start Material provided

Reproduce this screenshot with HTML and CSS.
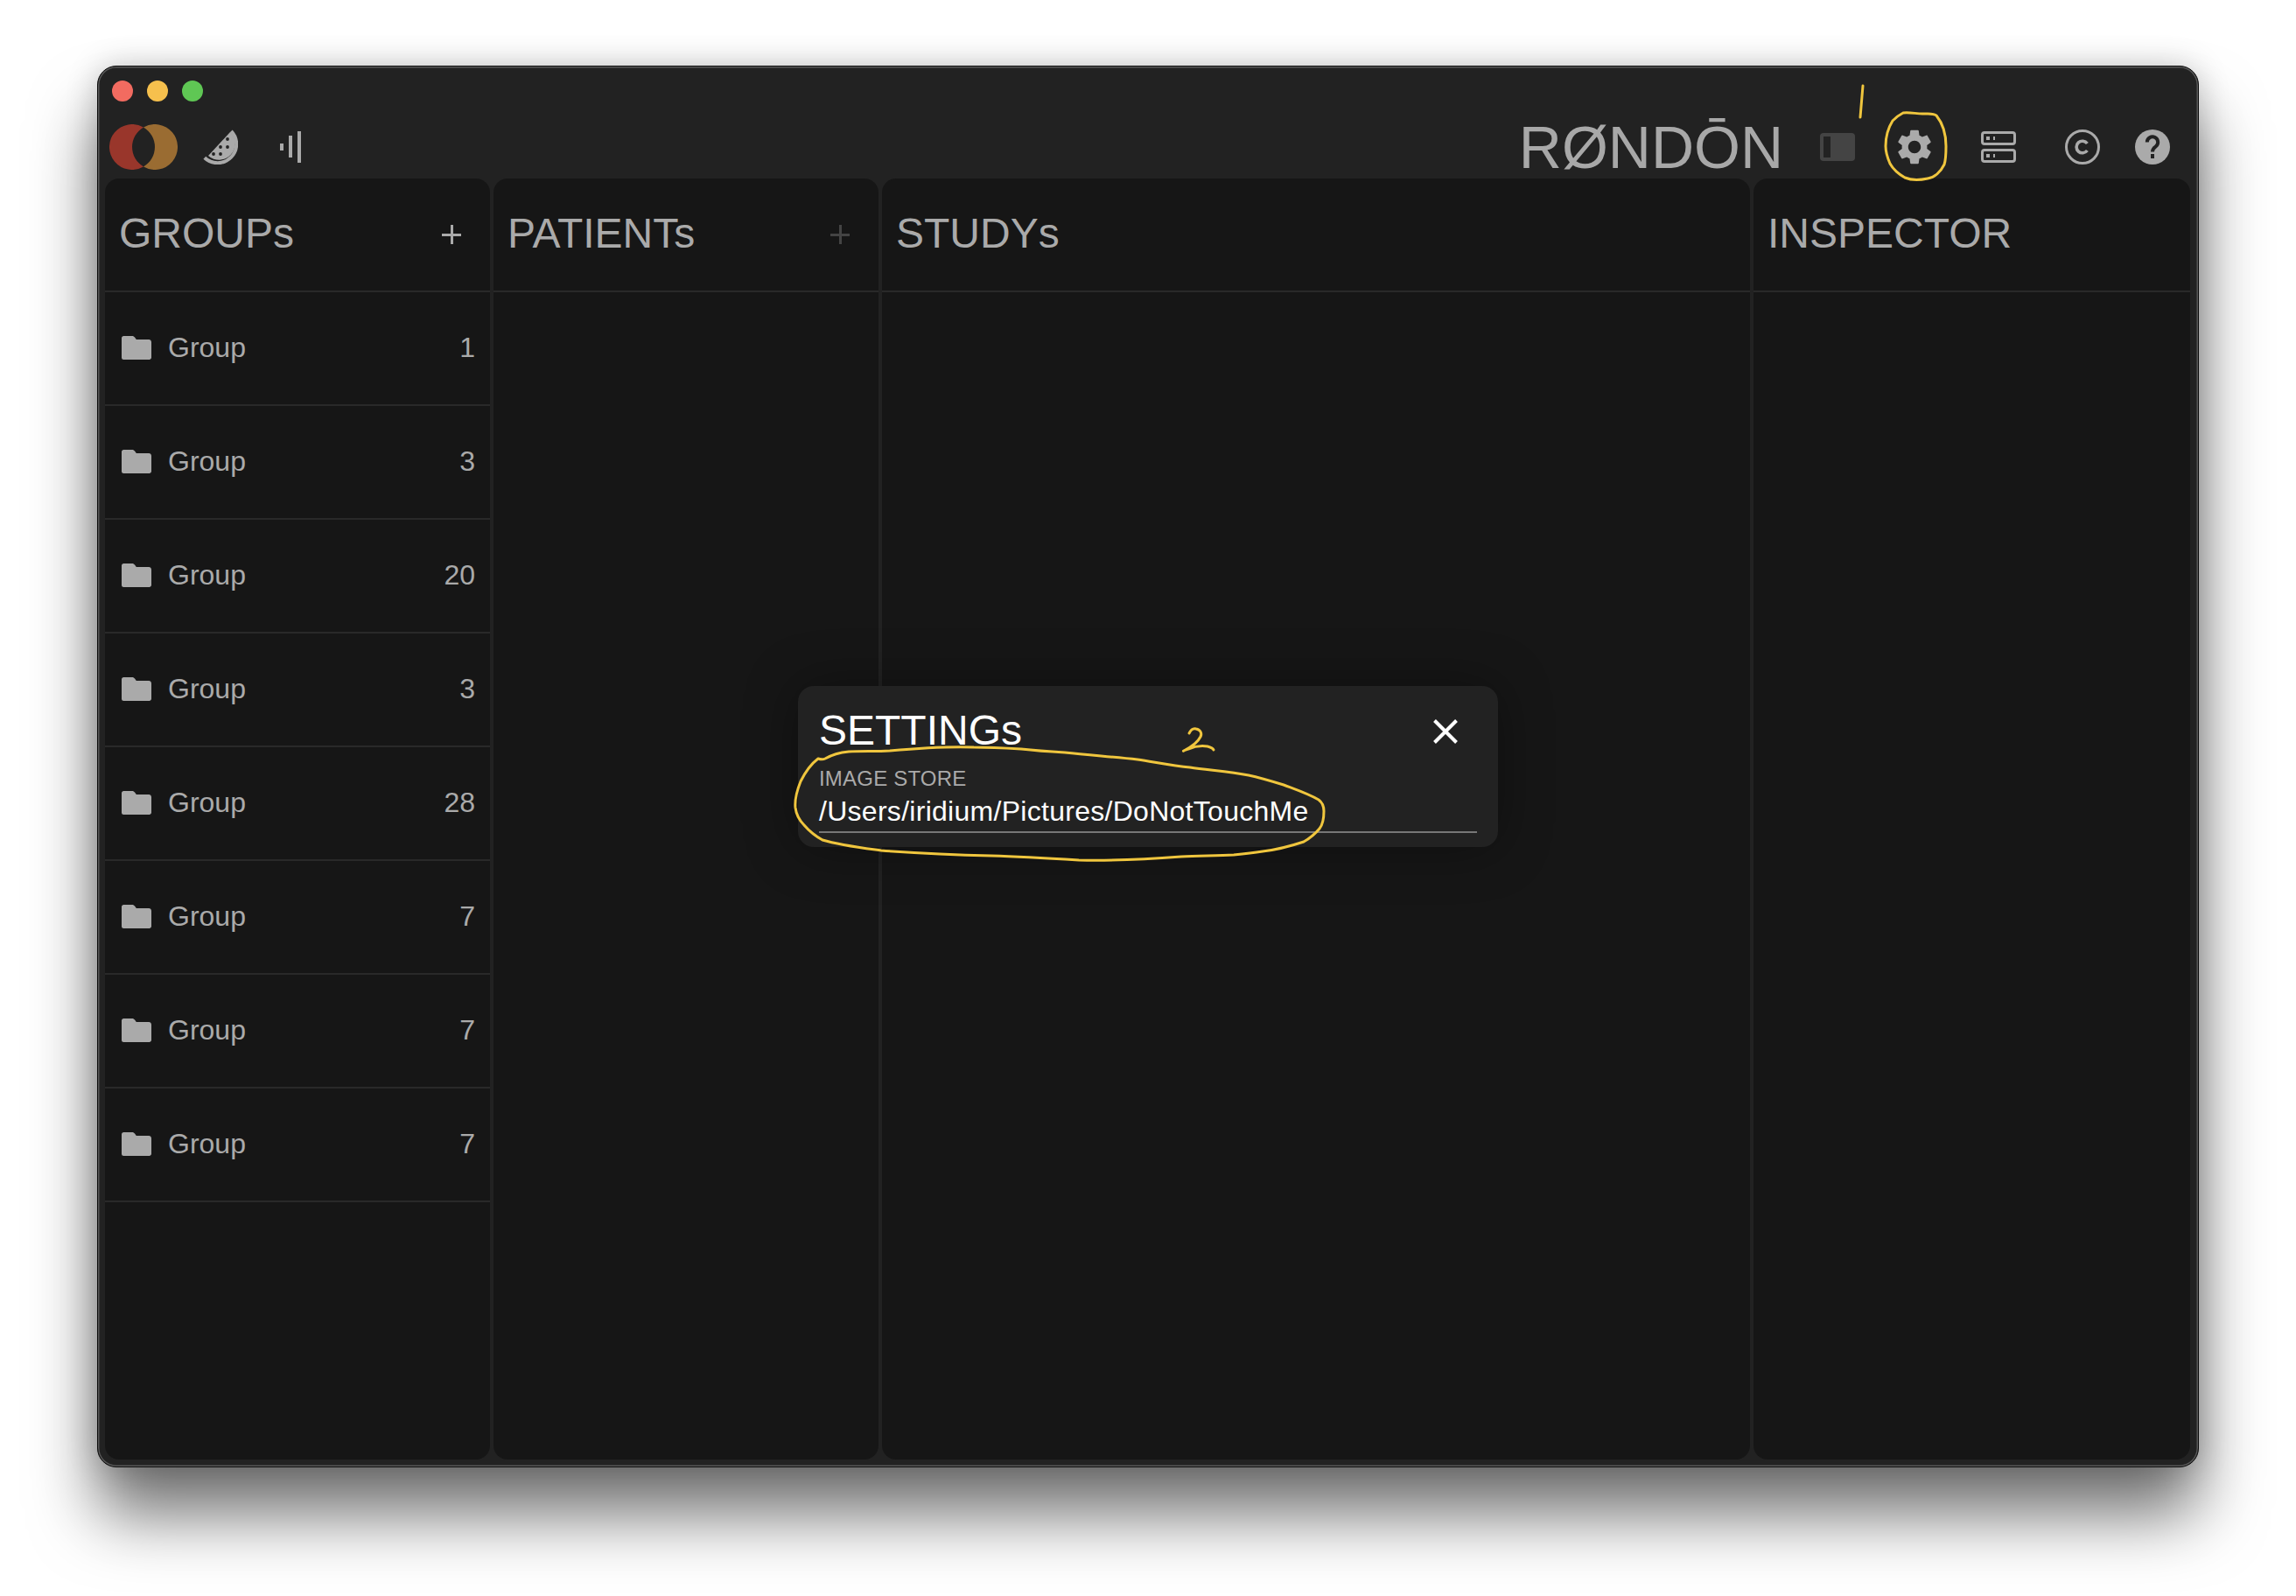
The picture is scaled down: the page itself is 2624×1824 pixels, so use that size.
FILE: index.html
```html
<!DOCTYPE html>
<html lang="en">
<head>
<meta charset="utf-8">
<title>RØNDŌN</title>
<link rel="stylesheet" href="styles.css">
</head>
<body>
<svg width="0" height="0" class="defs">
  <symbol id="folder" viewBox="0 0 34 27"><path d="M2.5 0H12c1.4 0 2.2.6 3 1.6L16.8 4H31c1.7 0 3 1.3 3 3v17.5c0 1.4-1.1 2.5-2.5 2.5h-29A2.5 2.5 0 0 1 0 24.5v-22A2.500 2.500 0 0 1 2.500 0z"/></symbol>
</svg>
<div class="window">
  <div class="titlebar">
    <span class="light red"></span><span class="light yellow"></span><span class="light green"></span>
  </div>
  <div class="toolbar">
    <div class="tools-left">
      <svg class="logo" viewBox="0 0 78 52"><path class="logo-red" d="M39 3.500A26 26 0 1 0 39 48.500A26 26 0 0 1 39 3.500z"/><path class="logo-orange" d="M39 3.500A26 26 0 1 1 39 48.500A26 26 0 0 0 39 3.500z"/></svg>
      <svg class="melon" viewBox="0 0 40 40"><path class="melon-rind" d="M32.200 1.800A21.500 21.500 0 0 1 1.800 32.200"/><path class="melon-flesh" d="M6 30L31 3A18.400 18.400 0 0 1 6 30z"/><circle class="seed" cx="20" cy="20" r="1.900"/><circle class="seed" cx="28" cy="11" r="1.900"/><circle class="seed" cx="28" cy="20" r="1.900"/><circle class="seed" cx="12" cy="28" r="1.900"/><circle class="seed" cx="20" cy="28" r="1.900"/></svg>
      <svg class="bars" viewBox="0 0 24 36"><rect x="0" y="14" width="4" height="8"/><rect x="10" y="5" width="4" height="25"/><rect x="20" y="0" width="4" height="36"/></svg>
    </div>
    <div class="tools-right">
      <span class="brand">RØNDŌN</span>
      <svg class="tool toggle" viewBox="0 0 40 32"><rect class="toggle-bg" width="40" height="32" rx="4"/><rect class="toggle-bar" x="4" y="4" width="8" height="24"/></svg>
      <svg class="tool gear" viewBox="0 0 24 24"><path d="M19.140 12.940c.04-.3.06-.61.06-.94 0-.32-.02-.64-.07-.94l2.030-1.580c.18-.14.23-.41.12-.61l-1.920-3.320c-.12-.22-.37-.29-.59-.22l-2.390.96c-.5-.38-1.030-.7-1.620-.94l-.36-2.540c-.04-.24-.24-.41-.48-.41h-3.840c-.24 0-.43.17-.47.41l-.36 2.540c-.59.24-1.130.57-1.620.94l-2.390-.96c-.22-.08-.47 0-.59.22L2.740 8.870c-.12.21-.08.47.12.61l2.030 1.580c-.05.3-.09.63-.09.94s.02.64.07.94l-2.030 1.580c-.18.14-.23.41-.12.61l1.920 3.320c.12.22.37.29.59.22l2.390-.96c.5.38 1.030.7 1.620.94l.36 2.540c.05.24.24.41.48.41h3.840c.24 0 .44-.17.47-.41l.36-2.540c.59-.24 1.130-.56 1.620-.94l2.390.96c.22.08.47 0 .59-.22l1.920-3.320c.12-.22.07-.47-.12-.61l-2.010-1.580zM12 15.600c-1.980 0-3.600-1.620-3.600-3.600s1.620-3.600 3.600-3.600 3.600 1.620 3.600 3.600-1.620 3.600-3.600 3.600z"/></svg>
      <svg class="tool server" viewBox="0 0 40 36"><rect class="outline" x="1.500" y="1.500" width="37" height="13" rx="2.500"/><rect class="outline" x="1.500" y="21.500" width="37" height="13" rx="2.500"/><rect x="6" y="6" width="4" height="4"/><rect x="14" y="6" width="2" height="4"/><rect x="6" y="26" width="4" height="4"/><rect x="14" y="26" width="2" height="4"/></svg>
      <svg class="tool copy" viewBox="0 0 40 40"><circle class="outline" cx="20" cy="20" r="18.500"/><path class="outline thick" d="M25.400 16A6.800 6.800 0 1 0 25.400 24"/></svg>
      <svg class="tool help" viewBox="0 0 40 40"><circle cx="20" cy="20" r="20"/><path class="help-mark" d="M13.800 14.500A6.200 6.200 0 1 1 23.500 19.600C21 21.300 20 22.300 20 25.500"/><rect class="help-dot" x="18" y="28" width="4" height="5"/></svg>
    </div>
  </div>
  <div class="panels">
    <section class="panel panel-groups">
      <header class="panel-head"><h2>GROUPs</h2><span class="plus"></span></header>
      <div class="row"><svg class="folder"><use href="#folder"/></svg><span class="row-name">Group</span><span class="row-count">1</span></div>
      <div class="row"><svg class="folder"><use href="#folder"/></svg><span class="row-name">Group</span><span class="row-count">3</span></div>
      <div class="row"><svg class="folder"><use href="#folder"/></svg><span class="row-name">Group</span><span class="row-count">20</span></div>
      <div class="row"><svg class="folder"><use href="#folder"/></svg><span class="row-name">Group</span><span class="row-count">3</span></div>
      <div class="row"><svg class="folder"><use href="#folder"/></svg><span class="row-name">Group</span><span class="row-count">28</span></div>
      <div class="row"><svg class="folder"><use href="#folder"/></svg><span class="row-name">Group</span><span class="row-count">7</span></div>
      <div class="row"><svg class="folder"><use href="#folder"/></svg><span class="row-name">Group</span><span class="row-count">7</span></div>
      <div class="row"><svg class="folder"><use href="#folder"/></svg><span class="row-name">Group</span><span class="row-count">7</span></div>
    </section>
    <section class="panel panel-patients">
      <header class="panel-head"><h2>PATIENTs</h2><span class="plus dim"></span></header>
    </section>
    <section class="panel panel-studies">
      <header class="panel-head"><h2>STUDYs</h2></header>
    </section>
    <section class="panel panel-inspector">
      <header class="panel-head"><h2>INSPECTOR</h2></header>
    </section>
  </div>
  <div class="dialog">
    <div class="dialog-head">
      <h1>SETTINGs</h1>
      <svg class="close" viewBox="0 0 28 28"><path d="M1.500 1.500L26.500 26.500M26.500 1.500L1.500 26.500"/></svg>
    </div>
    <div class="field-label">IMAGE STORE</div>
    <div class="field-value">/Users/iridium/Pictures/DoNotTouchMe</div>
  </div>
</div>
<svg class="ink" viewBox="0 0 2624 1824">
  <path d="M2129 98C2128 110 2127 122 2126 134"/>
  <path d="M2175 129C2182 128 2190 130 2197 130C2204 130 2210 129 2213 132C2221 142 2224 155 2224 167C2224 176 2224 182 2222 188C2218 196 2211 203 2203 204C2194 206 2184 206 2177 203C2170 199 2164 194 2160 187C2157 180 2155 174 2155 167C2155 156 2158 146 2163 138C2167 134 2171 131 2175 129Z"/>
  <path d="M1359 838C1361 834 1364 832 1367 833C1372 834 1374 838 1372 842C1369 848 1361 854 1353 858C1351 859 1354 857 1358 856C1365 853 1374 852 1380 853C1384 854 1386 855 1387 857"/>
  <path d="M935 867C938 868 941 868 943 867C950 863 960 860 970 859C985 858 1000 859 1017 858C1050 855 1085 853 1113 854C1133 854 1150 855 1167 856C1185 858 1200 859 1217 860C1245 863 1272 865 1300 868C1320 871 1340 875 1360 877C1380 880 1405 882 1427 886C1441 889 1454 893 1467 897C1480 902 1495 907 1507 914C1511 917 1513 922 1513 927C1513 935 1512 942 1508 947C1503 953 1497 958 1490 962C1475 967 1460 971 1443 973C1430 975 1420 976 1410 977C1390 978 1370 978 1350 979C1310 982 1270 984 1233 983C1200 981 1165 979 1133 978C1090 977 1048 975 1007 972C985 969 960 966 940 960C931 955 925 950 919 943C913 937 910 931 909 923C908 913 911 903 915 893C920 883 927 873 935 867Z"/>
</svg>
</body>
</html>
```

FILE: styles.css
```css
html, body {
  margin: 0;
  padding: 0;
  background: #fff;
}

body {
  width: 2624px;
  height: 1824px;
  overflow: hidden;
  position: relative;
  box-sizing: border-box;
  padding: 75px 0 0 111px;
  font-family: "Liberation Sans", Arial, sans-serif;
}

.defs {
  position: absolute;
}

.window {
  position: relative;
  box-sizing: border-box;
  width: 2402px;
  height: 1602px;
  display: flex;
  flex-direction: column;
  background: #222;
  border: 1px solid #0c0c0c;
  border-radius: 22px;
  box-shadow: inset 0 0 0 1.5px #585858, 0 55px 75px rgba(0, 0, 0, .55), 0 0 36px rgba(0, 0, 0, .2);
}

.titlebar {
  flex: none;
  height: 56px;
  box-sizing: border-box;
  padding-left: 16px;
  display: flex;
  align-items: center;
  gap: 16px;
}

.light {
  width: 24px;
  height: 24px;
  border-radius: 50%;
}

.red { background: #f26b60; }
.yellow { background: #f6c04d; }
.green { background: #5fc754; }

.toolbar {
  flex: none;
  height: 72px;
  box-sizing: border-box;
  padding: 0 32px 0 13px;
  display: flex;
  align-items: center;
  justify-content: space-between;
}

.tools-left,
.tools-right {
  display: flex;
  align-items: center;
}

.logo {
  width: 78px;
  height: 52px;
}

.logo-red { fill: #99362b; }
.logo-orange { fill: #9a6c32; }

.melon {
  width: 40px;
  height: 40px;
  margin-left: 29px;
}

.melon-rind {
  fill: none;
  stroke: #aaa;
  stroke-width: 4;
}

.melon-flesh { fill: #aaa; }
.seed { fill: #222; }

.bars {
  width: 24px;
  height: 36px;
  margin-left: 48px;
  fill: #aaa;
}

.brand {
  font-size: 68px;
  line-height: 72px;
  color: #a8a8a8;
  white-space: nowrap;
}

.tool {
  flex: none;
  fill: #aaa;
}

.toggle {
  width: 40px;
  height: 32px;
  margin-left: 42px;
}

.toggle-bg { fill: #444; }
.toggle-bar { fill: #222; }

.gear {
  width: 48px;
  height: 48px;
  margin-left: 44px;
}

.server {
  width: 40px;
  height: 36px;
  margin-left: 52px;
}

.copy {
  width: 40px;
  height: 40px;
  margin-left: 56px;
}

.help {
  width: 40px;
  height: 40px;
  margin-left: 40px;
}

.outline {
  fill: none;
  stroke: #aaa;
  stroke-width: 3;
}

.thick { stroke-width: 3.6; }

.help-mark {
  fill: none;
  stroke: #222;
  stroke-width: 4;
}

.help-dot { fill: #222; }

.panels {
  flex: 1;
  min-height: 0;
  box-sizing: border-box;
  padding: 0 9px 8px 8px;
  display: flex;
  gap: 4px;
}

.panel {
  background: #161616;
  border-radius: 16px;
  overflow: hidden;
}

.panel-groups { width: 440px; }
.panel-patients { width: 440px; }
.panel-studies { width: 992px; }
.panel-inspector { flex: 1; }

.panel-head {
  box-sizing: border-box;
  height: 130px;
  padding: 0 33px 2px 16px;
  border-bottom: 2px solid #292929;
  display: flex;
  align-items: center;
  justify-content: space-between;
}

.panel-head h2 {
  margin: 0;
  font-size: 48px;
  font-weight: 400;
  line-height: 56px;
  color: #aaa;
}

.plus {
  width: 22px;
  height: 22px;
  margin-top: 2px;
  background: linear-gradient(#aaa, #aaa) center / 100% 3px no-repeat, linear-gradient(#aaa, #aaa) center / 3px 100% no-repeat;
}

.plus.dim {
  background: linear-gradient(#444, #444) center / 100% 3px no-repeat, linear-gradient(#444, #444) center / 3px 100% no-repeat;
}

.row {
  box-sizing: border-box;
  height: 130px;
  padding: 0 17px 2px 19px;
  border-bottom: 2px solid #292929;
  display: flex;
  align-items: center;
  font-size: 32px;
  color: #aaa;
}

.folder {
  flex: none;
  width: 34px;
  height: 27px;
  fill: #aaa;
}

.row-name {
  margin-left: 19px;
}

.row-count {
  margin-left: auto;
}

.dialog {
  position: absolute;
  inset: 0;
  margin: auto;
  box-sizing: border-box;
  width: 800px;
  height: 184px;
  padding: 24px 24px 16px;
  background: #222;
  border-radius: 18px;
  box-shadow: 0 0 60px rgba(0, 0, 0, .35);
}

.dialog-head {
  height: 54px;
  display: flex;
  align-items: flex-start;
  justify-content: space-between;
}

.dialog-head h1 {
  margin: 0;
  font-size: 48px;
  font-weight: 400;
  line-height: 54px;
  color: #fff;
}

.close {
  width: 28px;
  height: 28px;
  margin: 14px 22px 0 0;
  fill: none;
  stroke: #fff;
  stroke-width: 4;
}

.field-label {
  margin-top: 14px;
  font-size: 24px;
  line-height: 28px;
  letter-spacing: .2px;
  color: #aaa;
}

.field-value {
  box-sizing: border-box;
  height: 48px;
  padding-top: 5px;
  border-bottom: 2px solid #777;
  font-size: 32px;
  line-height: 36px;
  letter-spacing: .28px;
  color: #fff;
}

.ink {
  position: absolute;
  left: 0;
  top: 0;
  width: 2624px;
  height: 1824px;
  pointer-events: none;
  fill: none;
  stroke: #f0c63e;
  stroke-width: 3;
  stroke-linecap: round;
  stroke-linejoin: round;
}
```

end Material provided

Problem description: Give nothing but the count of lines in the listing above that hold the string "size".

Task result: 7